By Farooq Kperogi
It used to be that whatever you thought of the Academic Staff Union of Universities (ASUU), you couldn’t help but concede that it was, for the most part, led by people who were principled, who cherished probity, who wasn’t mercenary, who were actuated by higher ideals, and who chafed at fraud.
As people who read me know, Professor Attahiru Jega, probably the most famous president ASUU has had in my lifetime, was my mentor at Bayero University, Kano. And, as my friend Professor Moses Ochonu will testify, as undergraduates, we supported ASUU strikes in the early to mid-1990s—against our own interests—because we were inspired by the sincerity and moral clarity of the leadership of ASUU.
ASUU managed to cultivate the image of an admirable oasis in Nigeria’s desert of moral putrefaction. Although ASUU’s reputational capital has diminished considerably in the public imagination because of the mind-numbing creativity deficit and mechanical sameness of its strategies for engaging with the government, its reluctance to be part of the conversation for instructional accountability among its members, and what appears to be its penchant for providing cover for its erring members, many of us still respect it as a force for good in the Nigerian university system.

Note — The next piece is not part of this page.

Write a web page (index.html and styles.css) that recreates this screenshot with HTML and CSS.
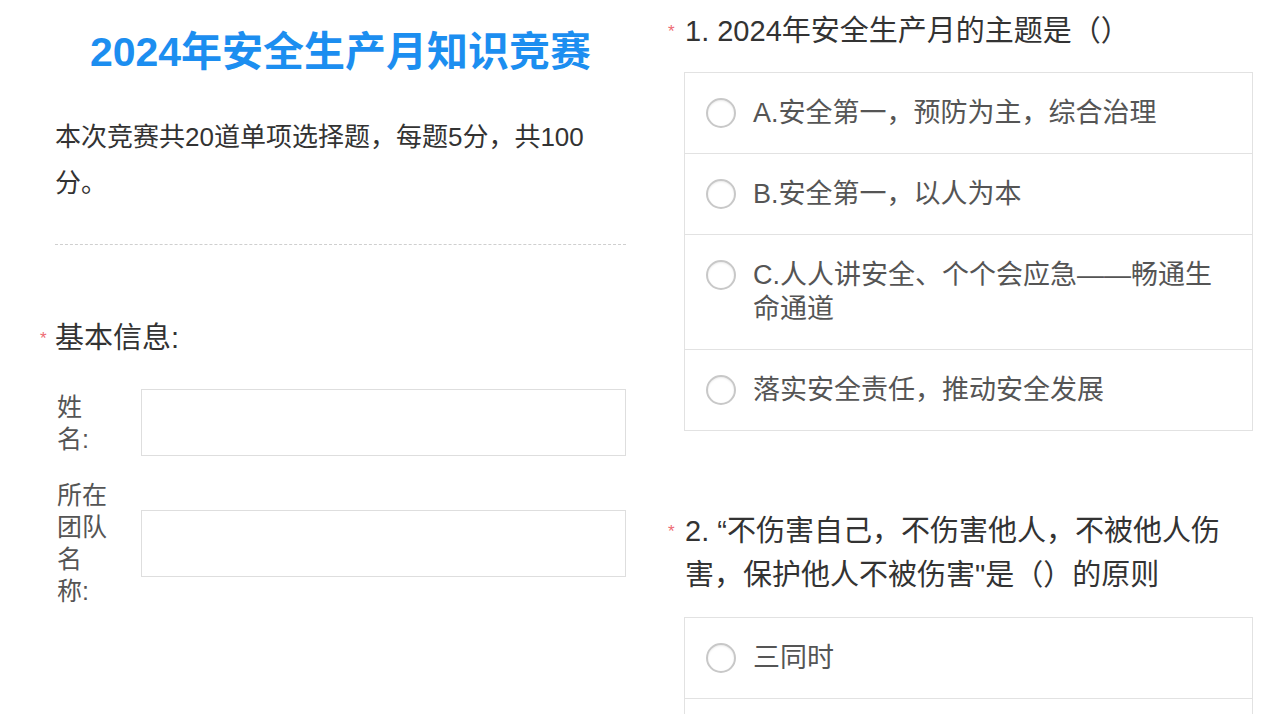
FILE: index.html
```html
<!DOCTYPE html>
<html lang="zh-CN">
<head>
<meta charset="utf-8">
<title>2024年安全生产月知识竞赛</title>
<link rel="stylesheet" href="styles.css">
</head>
<body>
<div class="page">
  <section class="left">
    <h1 class="title">2024年安全生产月知识竞赛</h1>
    <p class="intro">本次竞赛共20道单项选择题，每题5分，共100分。</p>
    <div class="divider"></div>
    <div class="qhead"><span class="req">*</span><span class="qtext">基本信息:</span></div>
    <div class="form">
      <div class="frow">
        <label class="flabel">姓名:</label>
        <div class="finput"></div>
      </div>
      <div class="frow">
        <label class="flabel">所在团队名称:</label>
        <div class="finput"></div>
      </div>
    </div>
  </section>
  <section class="right">
    <div class="question">
      <div class="qhead"><span class="req">*</span><span class="qtext">1. 2024年安全生产月的主题是（）</span></div>
      <div class="options">
        <div class="opt"><span class="radio"></span><span class="otext">A.安全第一，预防为主，综合治理</span></div>
        <div class="opt"><span class="radio"></span><span class="otext">B.安全第一，以人为本</span></div>
        <div class="opt"><span class="radio"></span><span class="otext">C.人人讲安全、个个会应急——畅通生命通道</span></div>
        <div class="opt"><span class="radio"></span><span class="otext">落实安全责任，推动安全发展</span></div>
      </div>
    </div>
    <div class="question q2">
      <div class="qhead"><span class="req">*</span><span class="qtext">2. “不伤害自己，不伤害他人，不被他人伤害，保护他人不被伤害"是（）的原则</span></div>
      <div class="options">
        <div class="opt"><span class="radio"></span><span class="otext">三同时</span></div>
        <div class="opt opt-empty"><span class="radio"></span></div>
      </div>
    </div>
  </section>
</div>
</body>
</html>
```

FILE: styles.css
```css
html, body {
  margin: 0;
  padding: 0;
  background: #ffffff;
  height: 714px;
  overflow: hidden;
}
body {
  font-family: "Liberation Sans", "Noto Sans CJK SC", sans-serif;
  color: #333333;
}
.page {
  display: grid;
  grid-template-columns: 586px 585px;
  column-gap: 42px;
  padding-left: 40px;
  align-items: start;
}
.left {
  display: flex;
  flex-direction: column;
}
.title {
  margin: 22px 0 0 15px;
  font-size: 41px;
  line-height: 60px;
  font-weight: 700;
  color: #1c8ef0;
  text-align: center;
}
.intro {
  margin: 32px 0 0 15px;
  padding-right: 30px;
  font-size: 26px;
  line-height: 46px;
  color: #333333;
}
.divider {
  margin: 38px 0 0 15px;
  border-top: 1px dashed #cfcfcf;
  height: 0;
}
.left .qhead {
  margin-top: 73px;
}
.qhead {
  display: flex;
  align-items: flex-start;
}
.req {
  width: 15px;
  flex: none;
  color: #ee6b73;
  font-size: 17px;
  line-height: 42px;
}
.qtext {
  font-size: 29px;
  line-height: 40px;
  color: #333333;
}
.form {
  margin: 29px 0 0 15px;
  display: flex;
  flex-direction: column;
  gap: 23px;
}
.frow {
  display: flex;
  align-items: center;
  gap: 30px;
}
.flabel {
  width: 54px;
  flex: none;
  padding-left: 2px;
  font-size: 25px;
  line-height: 32px;
  color: #555555;
}
.finput {
  flex: 1;
  height: 65px;
  border: 1px solid #dedede;
  background: #ffffff;
}
.right {
  display: flex;
  flex-direction: column;
  padding-top: 9px;
}
.right .qhead .req {
  width: 17px;
  line-height: 46px;
}
.right .qtext {
  line-height: 44px;
  padding-right: 20px;
}
.options {
  margin: 17px 0 0 16px;
  border: 1px solid #e2e2e2;
  display: flex;
  flex-direction: column;
}
.opt {
  display: flex;
  align-items: flex-start;
  padding: 23px 40px 23px 21px;
  border-top: 1px solid #e2e2e2;
}
.opt:first-child {
  border-top: none;
}
.opt-empty {
  min-height: 34px;
}
.radio {
  flex: none;
  width: 26px;
  height: 26px;
  margin-top: 2px;
  border: 2px solid #c8c8c8;
  border-radius: 50%;
  background: #ffffff;
  box-shadow: inset 0 1px 2px rgba(0,0,0,0.08);
}
.otext {
  margin-left: 17px;
  font-size: 27px;
  line-height: 34px;
  color: #555555;
}
.q2 {
  margin-top: 78px;
}
.q2 .options {
  margin-top: 20px;
}
```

Then comes FUTO ASUU, which has chosen to make itself a shameless accessory to manifestly crying intellectual fraud in its own university. A serving minister who isn’t and was never employed by FUTO, who can’t legally take a new job, who ATBU, his former university, didn’t find worthy to promote to a Senior Lecturer, who lied about being an Associate Professor at a Saudi university when he was actually an assistant professor there, whose scholarly and pedagogical records are both too thin and too dodgy to be even an associate professor was fraudulently “promointed” (i.e., promoted and or appointed because FUTO has no earthly clue what the heck they did!) to a fraudfessorship in an unprecedented violation of age-old conventions. And what did FUTO ASUU do? It stamped its intellectual imprimatur on the fraud!
FUTO ASUU empaneled a bunch of unprincipled characters to “investigate” Pantami’s professorial fraud. Instead of actually investigating the fraud, the panel members probably just blabbered and drank cheap ogogoro in the misery of their offices and rubber-stamped a self-evident intellectual misconduct.
Now, if it is two-bit, mercenary, anti-intellectual thugs like FUTO ASUU members who now constitute the core of ASUU, the union doesn’t deserve the support of any person who cherishes decency.
Incidentally, an ASUU member by the name of Sunday Adole Jonah of the Department of Physics, Federal University of Technology, Minna, sent me a half-joking, half-serious email on November 4 that reads in part, “No doubt about it, you don patapata be public-opinion influencer. If no be you, government for no agree to pay ASUU one kobo more and ASUU for dey strike by now.”
He was talking about my September 25, 2021 column titled “Adamu Adamu, ASUU Must Not Strike Again!” where I used my familiarity with Malam Adamu Adamu to passionately plead that the government not allow ASUU to go on another strike. Of course, Professor Jonah was exaggerating. I am not nearly that important. And this is no false modesty. I think it was just a coincidence that the government’s positive response to ASUU’s demands, which I didn’t know about, came after my column.
But on the off chance that my intervention even remotely had anything to do with it, I’d want to deploy it to also plead with the national ASUU to probe its FUTO branch.
There’s a lot of unbearably malodorous ethical stench wafting through the air of FUTO, and FUTO ASUU is now at the center of the rot that’s causing this. If the national body still gives a thought to its image and needs ethical allies outside its fold, it must intervene. Now, let FUTO sue me! I’m begging and waiting.